Pour les deux compères, le Syra doit pouvoir contenter autant ceux qui découvrent une nouvelle façon de naviguer que les compétiteurs. «C'est comme à moto, illustre Yves Detrey. On peut ouvrir la poignée des gaz et aller vite, ou alors rouler plus tranquillement. On n'est pas obligé d'aller à fond avec notre bateau non plus!» Ce qui n'empêche pas le duo de concepteurs de voir un peu plus grand. «C'est clair qu'on espère avoir conçu un prototype de voiliers qui régateront à l'avenir en série», souhaitent les deux marins. On se retrouve ici plutôt loin des origines du projet, puisque Frei et Detrey imaginaient à la base un petit catamaran à foils sans mât, tracté par un «kite», c'est-à-dire un cerf-volant. «Nous réalisons qu'il est encore un peut tôt pour arriver avec ce type d'embarcation sans voile, reconnaissent-ils. Mais ça viendra certainement un jour.»
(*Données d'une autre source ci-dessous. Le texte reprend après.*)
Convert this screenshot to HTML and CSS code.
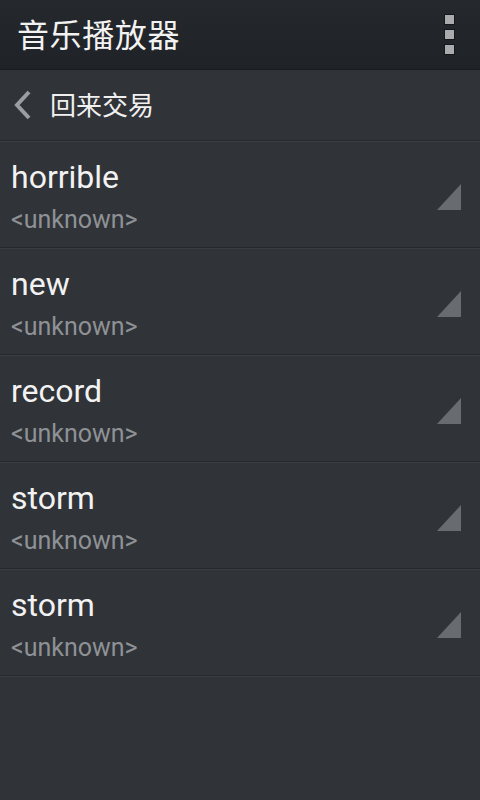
FILE: index.html
```html
<!DOCTYPE html>
<html lang="zh">
<head>
<meta charset="utf-8">
<link rel="stylesheet" href="styles.css">
</head>
<body>
<div class="app">
  <header class="topbar">
    <h1 class="title">音乐播放器</h1>
    <div class="menu" aria-label="menu">
      <span class="dot"></span><span class="dot"></span><span class="dot"></span>
    </div>
  </header>
  <nav class="backbar">
    <svg class="chev" width="22" height="32" viewBox="0 0 22 32"><polyline points="17,3 5,16 17,29" fill="none" stroke="#9a9da1" stroke-width="4"/></svg>
    <span class="back-label">回来交易</span>
  </nav>
  <ul class="list">
    <li class="row"><div class="texts"><div class="name">horrible</div><div class="artist">&lt;unknown&gt;</div></div><span class="tri"></span></li>
    <li class="row"><div class="texts"><div class="name">new</div><div class="artist">&lt;unknown&gt;</div></div><span class="tri"></span></li>
    <li class="row"><div class="texts"><div class="name">record</div><div class="artist">&lt;unknown&gt;</div></div><span class="tri"></span></li>
    <li class="row"><div class="texts"><div class="name">storm</div><div class="artist">&lt;unknown&gt;</div></div><span class="tri"></span></li>
    <li class="row"><div class="texts"><div class="name">storm</div><div class="artist">&lt;unknown&gt;</div></div><span class="tri"></span></li>
  </ul>
</div>
</body>
</html>
```
FILE: styles.css
```css
* { box-sizing: border-box; }
html, body { margin: 0; padding: 0; }
body {
  width: 480px;
  height: 800px;
  background: #303338;
  font-family: Roboto, "Noto Sans CJK SC", sans-serif;
  overflow: hidden;
}
.app { display: flex; flex-direction: column; }
.topbar {
  height: 70px;
  background: linear-gradient(#25282d, #1f2226);
  display: flex;
  align-items: center;
  justify-content: space-between;
  padding: 0 26px 0 17px;
  border-bottom: 1px solid #1a1c1f;
}
.title {
  margin: 0;
  font-weight: normal;
  font-size: 32px;
  color: #f2f2f2;
  letter-spacing: 0.6px;
  line-height: 1;
  padding-top: 2px;
}
.menu {
  display: flex;
  flex-direction: column;
  gap: 6px;
}
.dot {
  width: 9px;
  height: 9px;
  background: #a9abad;
  box-shadow: 0 0 0 1px #15171a;
}
.backbar {
  height: 71px;
  display: flex;
  align-items: center;
  padding-left: 12px;
  gap: 16px;
  border-bottom: 1px solid #26282c;
  box-shadow: 0 1px 0 #3b3e43;
  background: #303338;
}
.chev { display: block; margin-top: 0; }
.back-label {
  font-size: 26px;
  color: #f0f0f0;
  line-height: 1;
  padding-top: 2px;
}
.list { list-style: none; margin: 0; padding: 0; }
.row {
  height: 107px;
  display: flex;
  align-items: flex-start;
  justify-content: space-between;
  padding: 16px 19px 0 11px;
  border-bottom: 1px solid #26282c;
  box-shadow: 0 1px 0 #3a3d42;
}
.texts { display: flex; flex-direction: column; }
.name {
  font-size: 32px;
  color: #f2f2f2;
  line-height: 40px;
}
.artist {
  font-size: 25px;
  color: #8e9195;
  line-height: 43px;
  margin-top: 1px;
}
.tri {
  width: 0;
  height: 0;
  border-left: 24px solid transparent;
  border-bottom: 26px solid #686b70;
  margin-top: 27px;
}
```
En attendant, il reste une importe phase de mise au point, qui sera conduite à coups d'essais sur l'eau. Elle permettra d'éprouver tout le gréement et de s'assurer que chaque pièce est à la bonne place et possède les bonnes caractéristiques. «Au cours des deux prochaines années nous allons aussi participer à un maximum de régates, confie Nils Frei. Si les conditions s'y prêtent, on adorerait aussi se lancer sur le Bol d'or avec!»

Le premier projet NTFM: un foiler tracté par un cerf-volant:

Une bouteille a inspiré le choix du nom

«Même si Syra s'écrit sans H, contrairement au cépage, il y a bien une histoire de vin à l'origine du nom du bateau», sourit Yves Detrey, l'un des concepteurs du nouveau «foiler» issu du projet NTFM-SYRA 18. Une bouteille de syrah avait été offerte à une personne parlant hébreux, qui avait indiqué que ce mot pouvait notamment signifier «bateau» ou «déesse» dans sa langue. Ça nous avait paru très en phase avec notre projet», se souvient le marin vaudois.

Quant à NTFM, il s'agit d'un acronyme de «Non ti fermi mai» - ne t'arrête jamais en italien - qui était le nom à l'origine du projet, lorsque le bateau était tracté par un «kite».